E non dimentichiamoci di un altro ingrediente importante: l'ambizione ! In altre parole, "Memento Audere Semper". Finito l'allenamento, si torna a parlare e scherzare in spogliatoio, si pensa già alla partita e all'allenamento successivo, si dimenticano i piccoli screzi che ci sono stati durante il gioco, si dimenticano le manate ricevute qua e là, perchè ognuna di noi è consapevole che fa tutto parte di questo sport. Attenzione a quando si perde male però (ahimè, è successo). In spogliatoio si fanno previsioni sulla possibile punizione - la più quotata rimane "correremo tutto l'allenamento"- cercando di non farsi sentire, ci si prepara psicologicamente alla grande fatica, si percepisce un certo timore nell'aria, e si entra in campo serie, cercando di non incrociare lo sguardo di Roberto, e con la certezza che sarà un lungo e duro allenamento.

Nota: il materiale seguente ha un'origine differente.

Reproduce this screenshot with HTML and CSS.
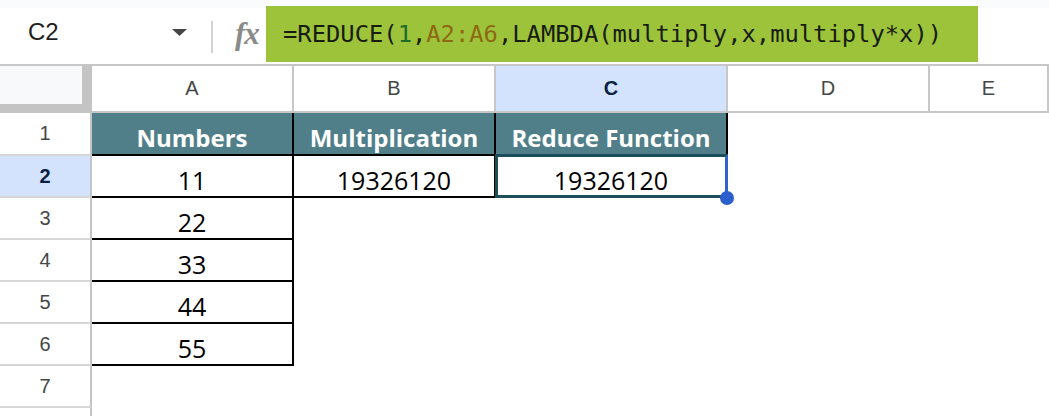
FILE: index.html
```html
<!DOCTYPE html>
<html lang="en">
<head>
  <meta charset="UTF-8" />
  <meta name="viewport" content="width=device-width, initial-scale=1.0"/>
  <title>REDUCE with LAMBDA</title>
  <link rel="stylesheet" href="styles.css">
</head>
<body>
  <div class="formula-bar">
    <div class="name-box">
      <span class="cell-ref">C2</span>
      <svg class="caret" width="15" height="7" viewBox="0 0 15 7"><path d="M0 0 H15 L7.5 7 Z" fill="#444746"/></svg>
    </div>
    <div class="divider"></div>
    <span class="fx">fx</span>
    <div class="formula">=REDUCE(<span class="f-num">1</span>,<span class="f-ref">A2:A6</span>,LAMBDA(multiply,x,multiply*x))</div>
  </div>

  <div class="grid">
    <!-- column headers -->
    <div class="corner"></div>
    <div class="col-head">A</div>
    <div class="col-head">B</div>
    <div class="col-head selected">C</div>
    <div class="col-head">D</div>
    <div class="col-head">E</div>

    <!-- row 1 -->
    <div class="row-head">1</div>
    <div class="cell title">Numbers</div>
    <div class="cell title">Multiplication</div>
    <div class="cell title">Reduce Function</div>
    <div class="cell"></div>
    <div class="cell"></div>

    <!-- row 2 -->
    <div class="row-head selected">2</div>
    <div class="cell value">11</div>
    <div class="cell value">19326120</div>
    <div class="cell value active">19326120<span class="handle"></span></div>
    <div class="cell"></div>
    <div class="cell"></div>

    <div class="row-head">3</div>
    <div class="cell value">22</div>
    <div class="cell"></div><div class="cell"></div><div class="cell"></div><div class="cell"></div>

    <div class="row-head">4</div>
    <div class="cell value">33</div>
    <div class="cell"></div><div class="cell"></div><div class="cell"></div><div class="cell"></div>

    <div class="row-head">5</div>
    <div class="cell value">44</div>
    <div class="cell"></div><div class="cell"></div><div class="cell"></div><div class="cell"></div>

    <div class="row-head">6</div>
    <div class="cell value">55</div>
    <div class="cell"></div><div class="cell"></div><div class="cell"></div><div class="cell"></div>

    <div class="row-head">7</div>
    <div class="cell"></div><div class="cell"></div><div class="cell"></div><div class="cell"></div><div class="cell"></div>

    <!-- last row only peeks in at the bottom -->
    <div class="row-head last"></div>
    <div class="cell"></div><div class="cell"></div><div class="cell"></div><div class="cell"></div><div class="cell"></div>
  </div>
</body>
</html>
```

FILE: styles.css
```css
body {
  margin: 0;
  padding: 0;
  background: #fff;
  color: #1f1f1f;
  font-family: "Liberation Sans", Arial, sans-serif;
  width: 1049px;
  height: 416px;
  overflow: hidden;
}

/* formula bar */
.formula-bar {
  display: flex;
  align-items: flex-start;
  height: 64px;
  border-bottom: 2px solid #c7c7c7;
  background: linear-gradient(#f9fbfd 0 8px, #fff 8px);
}
.name-box {
  display: flex;
  align-items: center;
  width: 211px;
  height: 64px;
  padding-left: 28px;
  box-sizing: border-box;
}
.cell-ref {
  font-size: 24px;
  color: #1f1f1f;
  width: 144px;
}
.caret {
  margin-top: 1px;
}
.divider {
  width: 2px;
  height: 32px;
  margin-top: 21px;
  background: #d2d2d2;
}
.fx {
  margin: 19px 0 0 22px;
  width: 31px;
  font-family: "Liberation Serif", "Times New Roman", serif;
  font-style: italic;
  font-weight: bold;
  font-size: 31px;
  line-height: 30px;
  color: #8a8a8a;
  letter-spacing: -1px;
}
.formula {
  margin-top: 6px;
  width: 712px;
  height: 56px;
  box-sizing: border-box;
  padding-left: 17px;
  background: #9dc33b;
  font-family: "DejaVu Sans Mono", "Liberation Mono", monospace;
  font-size: 23.8px;
  line-height: 56px;
  color: #161c10;
  white-space: nowrap;
}
.f-num { color: #1d6a2c; }
.f-ref { color: #8d6a12; }

/* sheet grid */
.grid {
  display: grid;
  height: 350px;
  grid-template-columns: 92px 202px 202px 232px 202px 1fr;
  grid-template-rows: 47px 43px repeat(6, 42px) 1fr;
}
.grid > div {
  box-sizing: border-box;
}
.corner {
  background: #f8f9fa;
  border-right: 10px solid #c4c4c4;
  border-bottom: 9px solid #c4c4c4;
}
.col-head {
  display: flex;
  align-items: center;
  justify-content: center;
  font-size: 20px;
  color: #444746;
  border-right: 2px solid #c7c7c7;
  border-bottom: 2px solid #c7c7c7;
}
.row-head {
  display: flex;
  align-items: center;
  justify-content: center;
  font-size: 20px;
  color: #444746;
  border-right: 2px solid #c4c4c4;
  border-bottom: 2px solid #d6d6d6;
}
.row-head.last {
  border-bottom: none;
}
.col-head.selected,
.row-head.selected {
  background: #d3e3fd;
  color: #0b1f45;
  font-weight: bold;
}

.cell {
  position: relative;
  display: flex;
  align-items: flex-end;
  justify-content: center;
  padding-bottom: 1px;
  font-family: "Open Sans", sans-serif;
}
.title {
  background: #507f8a;
  color: #fff;
  font-weight: bold;
  font-size: 24px;
  line-height: 30px;
  border-right: 2px solid #000;
  border-bottom: 2px solid #000;
}
.value {
  color: #000;
  font-size: 25px;
  line-height: 30px;
  border-right: 2px solid #000;
  border-bottom: 2px solid #000;
}

/* selected cell C2 */
.active {
  border-color: #1b4d5a;
}
.active::after {
  content: "";
  position: absolute;
  top: -2px;
  left: -1px;
  right: -2px;
  bottom: -2px;
  border: 3px solid #1b4d5a;
  border-right-color: #2f64cf;
}
.handle {
  position: absolute;
  right: -8px;
  bottom: -9px;
  width: 14px;
  height: 14px;
  border-radius: 50%;
  background: #2a5fcc;
  z-index: 1;
}
```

Quando poi Roberto sfoggia il suo sarcasmo mediante imitazioni e commenti su qualcuna di noi, diventa veramente difficile trattenersi dal ridere, e si cerca di non guardarsi l'una con l'altra, perchè potrebbe essere fatale (soprattutto se si è soggette a questo tipo di commenti). Si finisce stremate, con qualche suicidio sulle gambe, ma consapevoli che alla fine è colpa nostra, e sicuramente ci è servito un allenamento così. Ma è anche in questo che siamo una squadra ! Capita che qualcuna di noi non sia al massimo della forma, capita di essere in difficoltà nel campionato e di sentire il bisogno di un po' di fiducia, ma il bello di essere una squadra è proprio uscire insieme da questi momenti e aiutarsi dentro e fuori dal campo. Perchè è anche fuori dal campo che si consolida la squadra. Già solo andare a mangiare la pizza dopo la partita, oppure mangiare in palestra quando qualcuna porta pizzette e focaccine, è un'occasione per stare insieme e parlare del più e del meno. Non dimentichiamo di quando, finito l'allenamento, ci si prepara tutte insieme per uscire: c'è chi è di corsa, chi è ancora in doccia mentre le altre si asciugano i capelli, chi porta più vestiti per scegliere il migliore (Malchio anche tre o quattro), chi si asciuga i capelli, chi si trucca, chi ha fame e chi fa pressione per andare. E' bellissimo organizzarci, prepararci e uscire tutte insieme: oltre che una squadra, è bellissimo sentirsi una seconda famiglia.